In questo numero la sezione dedicata alla poesia si apre con l’opera del poeta ucraino Vlad Petrenko intitolata “Congo”. Proprio accanto al testo in lingua ucraina troviamo la traduzione in russo eseguita dall’autore stesso: da questo momento in poi sarebbe scorretto leggere l’acronimo ROAR come Russian Oppositional Arts Review, o chiamare la versione “russa” sul sito russo. Dunque, questa scelta ha portato ad alcuni cambiamenti: la prima parola che forma l’acronimo infatti non è più Russian ma Resistance. Probabilmente non è solo una scelta logica dettata dall’uso di due lingue distinte all’interno della stessa versione, quanto piuttosto la volontà di creare uno spazio totalmente inclusivo che renda bene anche l’atteggiamento che stanno adottando le persone per gestire questo momento: (opporre) resistenza. Quindi, i termini che formano l’acronimo sono Resistance and Oppositional Arts Review; mentre, i link alla versione inglese e alle future versioni francese, italiana e giapponese (ad oggi sono queste le lingue in cui si possono leggere alcuni testi della rivista) porteranno alla versione ucraina/russa. Inoltre, Goralik si augura di poter inserire nei prossimi numeri altri autori ucraini, che decideranno liberamente se tradurre o meno i propri testi in lingua russa.
Pensarla in modo diverso
Sfortunatamente la Russia (e non solo) ha sempre visto negarsi le libertà fondamentali. In URSS, a partire dagli anni ’60, le persone che si opponevano al regime sovietico venivano chiamate inakomysljaščie, “diversamente pensanti”. Questa definizione è apparsa spesso più appropriata di quella di “dissidenti”. La parola dissenso, infatti, implica una connotazione negativa e va a indicare una presa di posizione contraria rispetto allo stato di cose esistenti. In questa logica il dissenso ha rappresentato un atteggiamento avverso alla politica sovietica, che era edificata però su un consenso costruito. Sono passati sessant’anni, l’URSS è crollata, eppure il consenso è rimasto costruito.

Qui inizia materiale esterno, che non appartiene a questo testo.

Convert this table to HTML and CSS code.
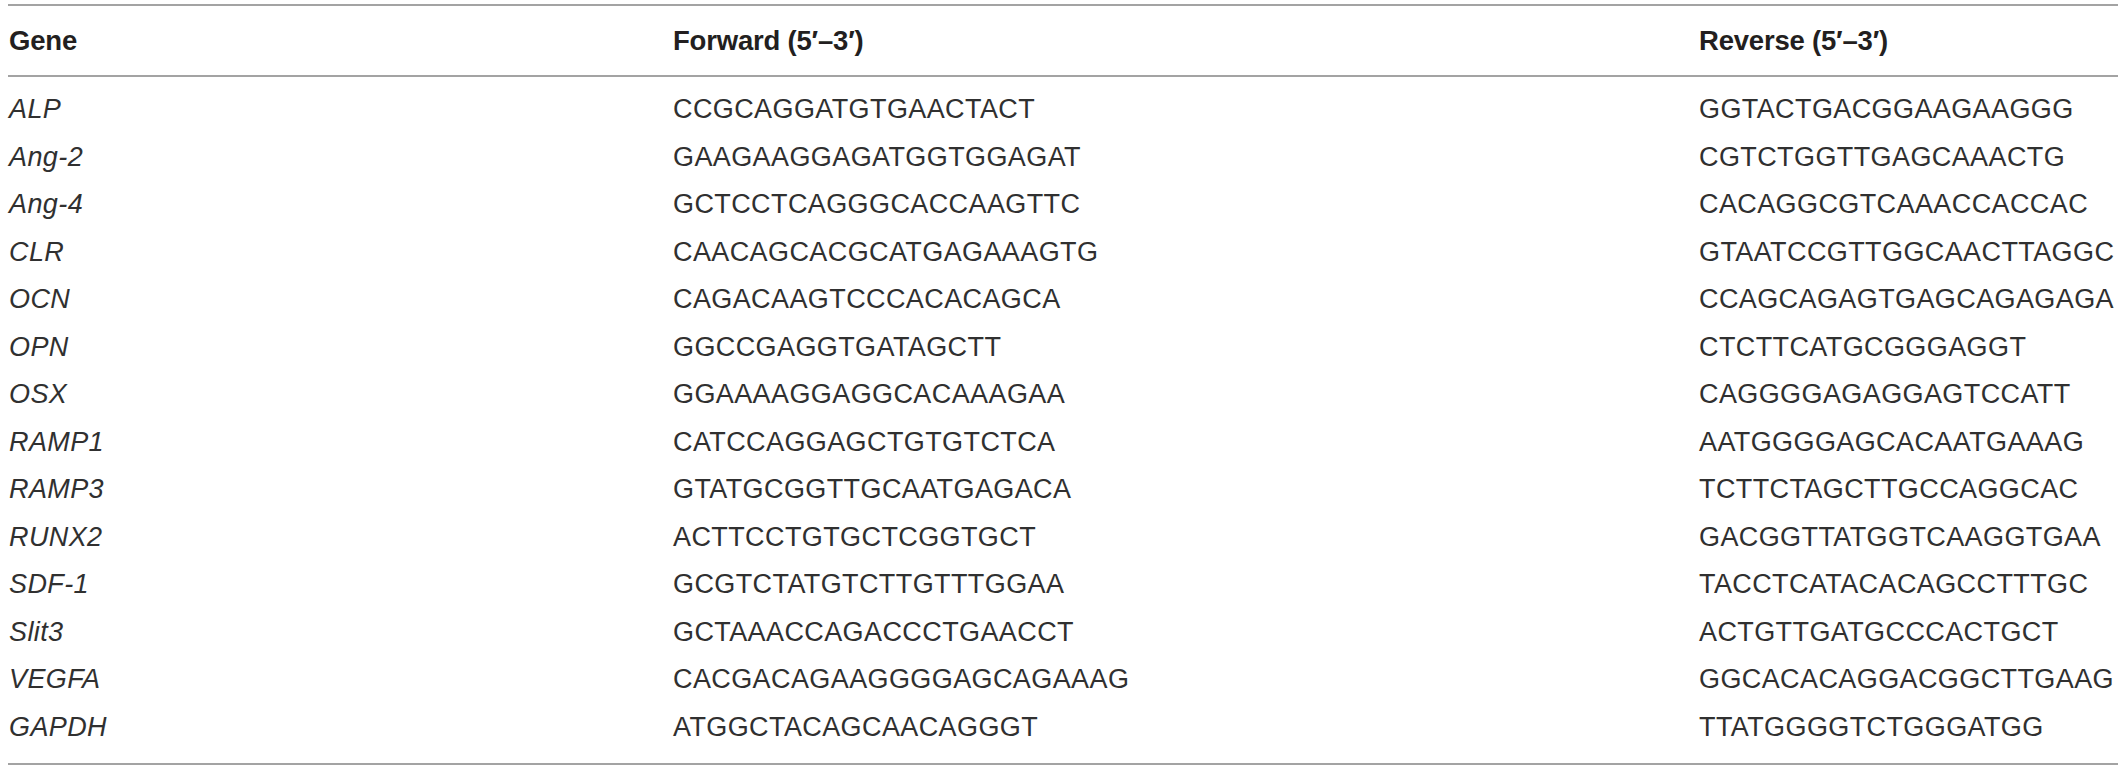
FILE: index.html
```html
<!DOCTYPE html>
<html lang="en">
<head>
<meta charset="utf-8">
<title>Primer sequences</title>
<link rel="stylesheet" href="styles.css">
</head>
<body>
<table class="primers">
  <thead>
    <tr>
      <th class="c-gene">Gene</th>
      <th class="c-fwd">Forward (5′–3′)</th>
      <th class="c-rev">Reverse (5′–3′)</th>
    </tr>
  </thead>
  <tbody>
    <tr><td class="gene">ALP</td><td>CCGCAGGATGTGAACTACT</td><td>GGTACTGACGGAAGAAGGG</td></tr>
    <tr><td class="gene">Ang-2</td><td>GAAGAAGGAGATGGTGGAGAT</td><td>CGTCTGGTTGAGCAAACTG</td></tr>
    <tr><td class="gene">Ang-4</td><td>GCTCCTCAGGGCACCAAGTTC</td><td>CACAGGCGTCAAACCACCAC</td></tr>
    <tr><td class="gene">CLR</td><td>CAACAGCACGCATGAGAAAGTG</td><td>GTAATCCGTTGGCAACTTAGGC</td></tr>
    <tr><td class="gene">OCN</td><td>CAGACAAGTCCCACACAGCA</td><td>CCAGCAGAGTGAGCAGAGAGA</td></tr>
    <tr><td class="gene">OPN</td><td>GGCCGAGGTGATAGCTT</td><td>CTCTTCATGCGGGAGGT</td></tr>
    <tr><td class="gene">OSX</td><td>GGAAAAGGAGGCACAAAGAA</td><td>CAGGGGAGAGGAGTCCATT</td></tr>
    <tr><td class="gene">RAMP1</td><td>CATCCAGGAGCTGTGTCTCA</td><td>AATGGGGAGCACAATGAAAG</td></tr>
    <tr><td class="gene">RAMP3</td><td>GTATGCGGTTGCAATGAGACA</td><td>TCTTCTAGCTTGCCAGGCAC</td></tr>
    <tr><td class="gene">RUNX2</td><td>ACTTCCTGTGCTCGGTGCT</td><td>GACGGTTATGGTCAAGGTGAA</td></tr>
    <tr><td class="gene">SDF-1</td><td>GCGTCTATGTCTTGTTTGGAA</td><td>TACCTCATACACAGCCTTTGC</td></tr>
    <tr><td class="gene">Slit3</td><td>GCTAAACCAGACCCTGAACCT</td><td>ACTGTTGATGCCCACTGCT</td></tr>
    <tr><td class="gene">VEGFA</td><td>CACGACAGAAGGGGAGCAGAAAG</td><td>GGCACACAGGACGGCTTGAAG</td></tr>
    <tr><td class="gene">GAPDH</td><td>ATGGCTACAGCAACAGGGT</td><td>TTATGGGGTCTGGGATGG</td></tr>
  </tbody>
</table>
</body>
</html>
```
FILE: styles.css
```css
html, body {
  background: #ffffff;
}

body {
  margin: 0;
  padding: 4px 5px 0 8px;
}

.primers {
  border-collapse: collapse;
  width: 2107px;
  table-layout: fixed;
  font-family: "Liberation Sans", Arial, Helvetica, sans-serif;
  font-size: 27px;
  letter-spacing: 0.4px;
  color: #231f20;
}

.primers th {
  text-align: left;
  font-weight: bold;
  font-size: 27.5px;
  letter-spacing: -0.2px;
  height: 69px;
  padding: 0 0 0 1px;
  vertical-align: middle;
  border-top: 2px solid #a3a3a3;
  border-bottom: 2px solid #a3a3a3;
}

.c-gene { width: 663px; }
.c-fwd { width: 1025px; }
.c-rev { width: 419px; }

.primers td {
  padding: 0 0 0 1px;
  line-height: 47.5px;
  vertical-align: top;
  white-space: nowrap;
  color: #303030;
}

.primers td.gene {
  font-style: italic;
}

.primers tbody tr:first-child td {
  padding-top: 9px;
}

.primers tbody tr:last-child td {
  padding-bottom: 12px;
  border-bottom: 2px solid #a3a3a3;
}
```
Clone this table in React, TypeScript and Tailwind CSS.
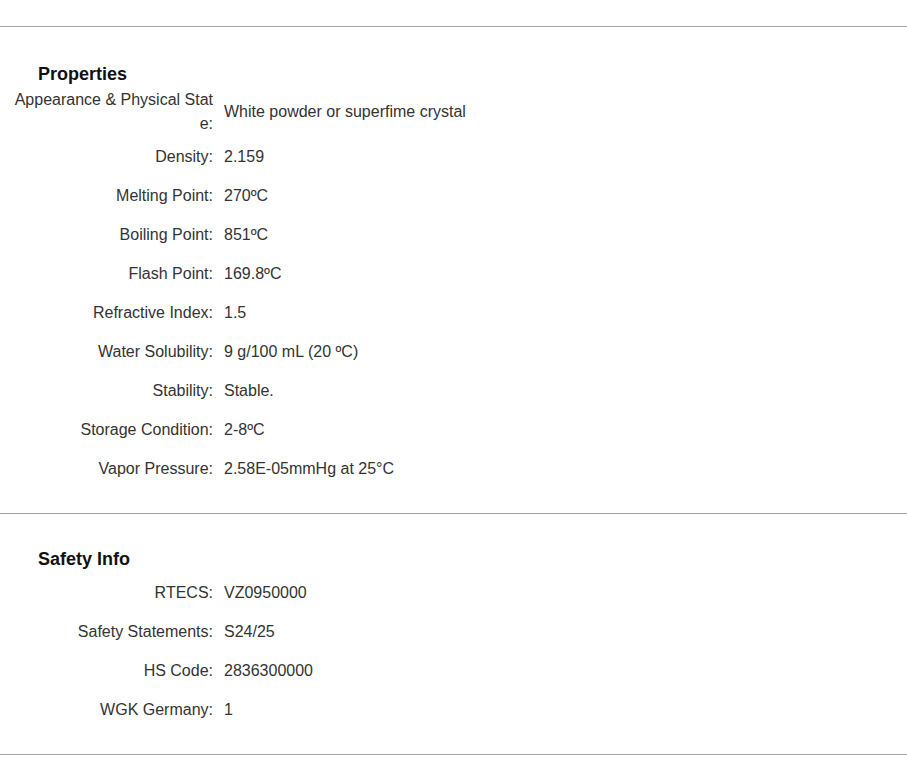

In passato, la necessità di opporsi al regime ed esprimersi liberamente ha portato alla nascita di una cultura non ufficiale, sotterranea, clandestina: il samizdat (auto-edizione), e parallelamente il tamizdat (la pubblicazione all’estero), due fenomeni che hanno permesso la divulgazione di tutti quei testi che non rientravano nei canoni ufficiali della cultura sovietica. Con l’avvento dell’era digitale il medium è cambiato, ma la sostanza è rimasta la medesima: rivendicare il diritto di esprimere la propria opinione, senza nessun tipo di censura, informare, opporre resistenza, “scrivere la verità per far vivere la parola”, come diceva uno scrittore russo negli anni ‘60.
Prima i testi non “graditi” circolavano di mano in mano, venivano ricopiati di notte, le persone vivevano con la paura costante di essere scoperte. Oggi la paura non se n’è andata, ma la possibilità di far sentire la propria voce, anche a migliaia di km di distanza, fa “rivivere” questi fenomeni culturali tipicamente sovietici.
ROAR in italiano
A marzo 2022 nasce il collettivo autonomo Russia Resistente con lo scopo di dar voce all’opposizione russofona, e dalla scorsa estate inizia a occuparsi della traduzione di ROAR in lingua italiana. Anche questa attività si svolge su base volontaria e con la possibilità di ricorrere all’utilizzo di uno pseudonimo.
Goralik dice che la guerra che la Russia sta conducendo contro l’Ucraina è diventata una sorta di diapason, un tema comune, un modo di cantare all’unisono, in stanze diverse, che se venissero unite in un’unica grande stanza formerebbero un coro incredibile. Risulta dunque fondamentale il lavoro svolto da Russia Resistente, che ci permette di leggere in lingua italiana gli autori che la pensano diversamente e ci fanno diventare spettatori di questo enorme spettacolo (avvilente se si pensa alle repressioni cui sono costretti e le privazioni che soffrono, ma che resta inclusivo e fondamentale). Autori che ci ricordano, in modo più o meno diretto, che la Russia non è Putin, non è la sua politica, non è la sua attività repressiva. La Russia è ben altro, e sta resistendo.